Être formateur/formatrice, c’est consacrer beaucoup de temps à son travail (mais comme tout enseignant), sans aucun doute la passion du métier (n’ayons pas peur des mots), une interrogation et une curiosité constantes portées sur nos pratiques, un regard à la fois de généraliste et de spécialiste, mais ce n’est certainement pas un don, encore moins celui d’ubiquité.

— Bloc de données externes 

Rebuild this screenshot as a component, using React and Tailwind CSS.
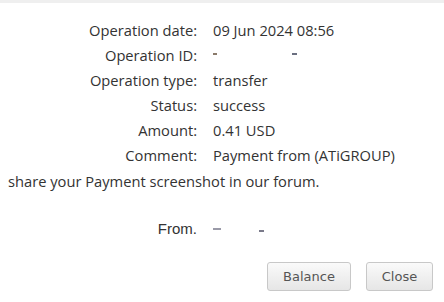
export default function App() {
    const rows = [
        ["Operation date:", "09 Jun 2024 08:56"],
        ["Operation ID:", null],
        ["Operation type:", "transfer"],
        ["Status:", "success"],
        ["Amount:", "0.41 USD"],
        ["Comment:", "Payment from (ATiGROUP)"],
    ];

    return (
        <div className="w-[444px] h-[302px] bg-white overflow-hidden text-[#333]" style={{ fontFamily: '"Open Sans", sans-serif' }}>
            <div className="h-[3px] bg-[#efefef]" />
            {/* details table */}
            <div className="grid grid-cols-[197px_1fr] gap-x-[16px] pt-[15px] text-[14.7px] leading-[25px]">
                {rows.map(([label, value]) => (
                    <div key={label} className="contents">
                        <div className="text-right">{label}</div>
                        <div>
                            {value ?? (
                                <span className="flex items-center h-[25px] gap-[75px]">
                                    <span className="w-[4px] h-[2px] bg-[#8a7a6a] -mt-[4px]" />
                                    <span className="w-[5px] h-[2px] bg-[#6a6f80] -mt-[4px]" />
                                </span>
                            )}
                        </div>
                    </div>
                ))}
            </div>
            <p className="pl-[8px] text-[14.7px] leading-[26px]">share your Payment screenshot in our forum.</p>

            <div className="grid grid-cols-[197px_1fr] gap-x-[16px] mt-[23px] text-[15px] leading-[24px]" style={{ fontFamily: '"Liberation Sans", Arial, sans-serif' }}>
                <div className="text-right">From.</div>
                <div className="flex items-center gap-[38px]">
                    <span className="w-[8px] h-[2px] bg-[#9a9aa8]" />
                    <span className="w-[5px] h-[2px] bg-[#7a7a8a] mt-[3px]" />
                </div>
            </div>

            <div className="flex justify-end gap-[15px] pr-[11px] mt-[21px]" style={{ fontFamily: '"DejaVu Sans", Verdana, sans-serif' }}>
                <button className="w-[84px] h-[29px] rounded-[3px] border border-[#c8c8c8] bg-gradient-to-b from-[#fafafa] to-[#e6e6e6] text-[#555] text-[13px]">
                    Balance
                </button>
                <button className="w-[67px] h-[29px] rounded-[3px] border border-[#c8c8c8] bg-gradient-to-b from-[#fafafa] to-[#e6e6e6] text-[#555] text-[13px]">
                    Close
                </button>
            </div>
        </div>
    );
}
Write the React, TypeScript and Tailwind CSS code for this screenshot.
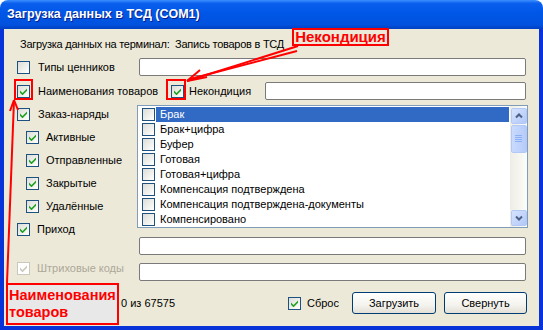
import type { ReactNode } from "react"

const items = [
  "Брак",
  "Брак+цифра",
  "Буфер",
  "Готовая",
  "Готовая+цифра",
  "Компенсация подтверждена",
  "Компенсация подтверждена-документы",
  "Компенсировано",
]

function Check({ checked = false, disabled = false }: { checked?: boolean; disabled?: boolean }) {
  return (
    <span
      className={`flex h-[13px] w-[13px] shrink-0 items-center justify-center border ${
        disabled ? "border-[#CAC8BB] bg-white" : "border-[#1C5180] bg-[linear-gradient(135deg,#DCDCD7,#FFFFFF)]"
      }`}
    >
      {checked && (
        <svg width="7" height="7" viewBox="0 0 7 7">
          <polygon points="0,2.5 2.5,5 7,0.5 7,2.8 2.5,7.3 0,4.8" fill={disabled ? "#CAC8BB" : "#21A121"} />
        </svg>
      )}
    </span>
  )
}

function Field({ className = "" }: { className?: string }) {
  return <div className={`h-[18px] rounded-[2px] border border-[#7A7A7A] bg-white ${className}`} />
}

function Row({ children, sub = false }: { children: ReactNode; sub?: boolean }) {
  return <div className={`flex h-[23px] items-center ${sub ? "pl-[22px]" : "pl-[13px]"}`}>{children}</div>
}

function Button({ label, className = "" }: { label: string; className?: string }) {
  return (
    <div
      className={`flex h-[22px] items-center justify-center rounded-[3px] border border-[#003C74] bg-[linear-gradient(180deg,#FFFFFF_0%,#F4F3EE_60%,#E3E0D6_100%)] ${className}`}
    >
      {label}
    </div>
  )
}

function ScrollBtn({ down = false }: { down?: boolean }) {
  return (
    <div className="flex h-[16px] w-[16px] items-center justify-center rounded-[2px] border border-[#B4C8F6] bg-[linear-gradient(135deg,#D6E3FE,#B2C8F8)]">
      <svg width="8" height="6" viewBox="0 0 8 6">
        <polyline
          points={down ? "1,1.5 4,4.5 7,1.5" : "1,4.5 4,1.5 7,4.5"}
          fill="none"
          stroke="#4D6185"
          strokeWidth="2"
        />
      </svg>
    </div>
  )
}

export default function App() {
  return (
    <div className="relative h-[330px] w-[543px] font-['Liberation_Sans',Arial,sans-serif] text-[11px] text-black">
      <div className="flex h-full flex-col overflow-hidden rounded-t-[8px]">
        {/* title bar */}
        <div className="flex h-[29px] shrink-0 items-center bg-[linear-gradient(180deg,#3C8EFF_0%,#0A5FEE_12%,#0056E6_45%,#0052DE_85%,#0040C2_100%)] pl-[7px]">
          <span className="text-[12.5px] font-bold text-white [text-shadow:1px_1px_0_#0A1E8C]">
            Загрузка данных в ТСД (COM1)
          </span>
        </div>

        {/* client area */}
        <div className="flex-1 border-x-4 border-b-4 border-[#0733D8] bg-[#ECE9D8]">
          <div className="mt-[8px] flex h-[14px] items-center pl-[16px] tracking-[-0.25px]">
            Загрузка данных на терминал:&nbsp; Запись товаров в ТСД
          </div>

          <div className="mt-[7px] flex h-[18px] items-center">
            <div className="flex w-[135px] items-center pl-[13px]">
              <Check />
              <span className="ml-[8px]">Типы ценников</span>
            </div>
            <Field className="w-[387px]" />
          </div>

          <div className="mt-[6px] flex h-[18px] items-center">
            <div className="flex w-[167px] items-center pl-[13px]">
              <Check checked />
              <span className="ml-[8px]">Наименования товаров</span>
            </div>
            <div className="flex w-[94px] items-center">
              <Check checked />
              <span className="ml-[5px]">Некондиция</span>
            </div>
            <Field className="w-[261px]" />
          </div>

          <div className="mt-[3px] flex">
            <div className="flex w-[133px] flex-col">
              <Row>
                <Check checked />
                <span className="ml-[8px]">Заказ-наряды</span>
              </Row>
              {["Активные", "Отправленные", "Закрытые", "Удалённые"].map((t) => (
                <Row sub key={t}>
                  <Check checked />
                  <span className="ml-[7px]">{t}</span>
                </Row>
              ))}
              <Row>
                <Check checked />
                <span className="ml-[7px]">Приход</span>
              </Row>
              <div className="mt-[16px]">
                <Row>
                  <Check checked disabled />
                  <span className="ml-[7px] text-[#ACA899]">Штриховые коды</span>
                </Row>
              </div>
            </div>

            <div className="flex flex-col">
              <div className="mt-[2px] flex h-[123px] w-[391px] overflow-hidden border border-[#7F9DB9] bg-white">
                <div className="flex-1 pt-[1px] pr-[1px]">
                  {items.map((t, i) => (
                    <div key={t} className="flex h-[15px] items-center pl-[4px]">
                      <Check />
                      <span
                        className={`ml-[1px] flex h-[15px] flex-1 items-center pl-[4px] ${
                          i === 0 ? "bg-[#316AC5] text-white" : ""
                        }`}
                      >
                        {t}
                      </span>
                    </div>
                  ))}
                </div>
                <div className="flex w-[17px] flex-col items-center bg-[linear-gradient(90deg,#EEEDE5,#FCFCF9)] pt-[2px] pb-[1px]">
                  <ScrollBtn />
                  <div className="mt-[1px] flex h-[28px] w-[16px] items-center justify-center rounded-[2px] border border-[#B4C8F6] bg-[linear-gradient(90deg,#C9DAFD,#B6CBF9)]">
                    <svg width="7" height="8" viewBox="0 0 7 8">
                      {[0, 2, 4, 6].map((y) => (
                        <rect key={y} x="0" y={y} width="7" height="1" fill="#8CB0F8" />
                      ))}
                    </svg>
                  </div>
                  <div className="flex-1" />
                  <ScrollBtn down />
                </div>
              </div>
              <Field className="mt-[9px] ml-[2px] w-[387px]" />
              <Field className="mt-[8px] ml-[2px] w-[387px]" />
            </div>
          </div>

          <div className="mt-[11px] flex h-[22px] items-center pl-[117px]">
            <span className="w-[167px]">0 из 67575</span>
            <Check checked />
            <span className="ml-[6px] w-[45px]">Сброс</span>
            <Button label="Загрузить" className="w-[84px]" />
            <Button label="Свернуть" className="ml-[8px] w-[83px]" />
          </div>
        </div>
      </div>

      {/* annotations */}
      <div className="absolute left-[292px] top-[28px] flex h-[18px] w-[97px] items-center justify-center border-2 border-[#FF0000] bg-[#ECE9D8] text-[15px] font-bold text-[#FF0000]">
        Некондиция
      </div>
      <div className="absolute left-[14px] top-[79px] h-[21px] w-[19px] border-2 border-[#FF0000]" />
      <div className="absolute left-[166px] top-[79px] h-[21px] w-[20px] border-2 border-[#FF0000]" />
      <div className="absolute left-[6px] top-[283px] flex h-[42px] w-[113px] flex-col justify-center border-2 border-[#FF0000] bg-[#E8E8E8] pl-[1px] text-[14.5px] font-bold leading-[17px] text-[#FF0000]">
        <span>Наименования</span>
        <span>товаров</span>
      </div>
      <svg className="pointer-events-none absolute left-0 top-0" width="543" height="330">
        <g stroke="#FF0000" strokeWidth="2" fill="none">
          <line x1="298" y1="46" x2="187" y2="81" />
          <line x1="297" y1="51" x2="190" y2="79" />
          <line x1="200" y1="70" x2="187" y2="81" />
          <line x1="207" y1="77" x2="187" y2="81" />
          <line x1="7" y1="283" x2="14" y2="100" />
          <line x1="10" y1="111" x2="14" y2="100" />
          <line x1="18" y1="110" x2="14" y2="100" />
        </g>
      </svg>
    </div>
  )
}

Former est donc bien un engagement… il m’est facile de comparer les revenus d’une enseignante formatrice déchargée et d’un enseignant non formateur mais tout aussi investi : la différence entre les deux sur une année équivaut à un salaire (un peu plus de 2000 euros) en faveur… de l’enseignant qui n’a pas de mission de formation. J’ai toujours scrupule à évoquer cet aspect, sans doute parce que l’Institution, elle, en a beaucoup moins à l’occulter facilement.

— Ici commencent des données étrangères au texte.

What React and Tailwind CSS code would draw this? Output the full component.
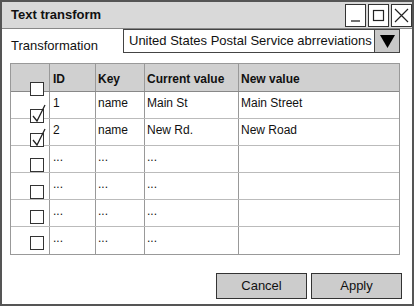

Enfin, pour terminer sur une note positive : travailler pour la formation, c’est aussi partager avec des collègues toujours stimulants, s’enrichir mutuellement, toucher à toutes les dimensions du métier d’enseignant, créer une émulation intellectuelle constante. C’est le côté précieux de la formation, et donc fragile. Ce serait bien que l’Institution en prenne grand soin…

 

 

 

 

 

 

 

[1] Une partie de la réponse : nous ne sommes malheureusement pas un cas isolé même si les contextes sont très divers, ce qui pose également question (ma mission de IAN m’a permis d’apprécier tout un panel de rémunérations, décharges… assez large. Ce n’est certes pas forcément de la formation cette mission de IAN, mais disons que de tels écarts apparents à partir d’une lettre de mission assez similaire peut laisser dubitatif (enfin moi, ça me fait cet effet).

[2] Je ne parle pas du concours en fin de M2, c’est un autre débat.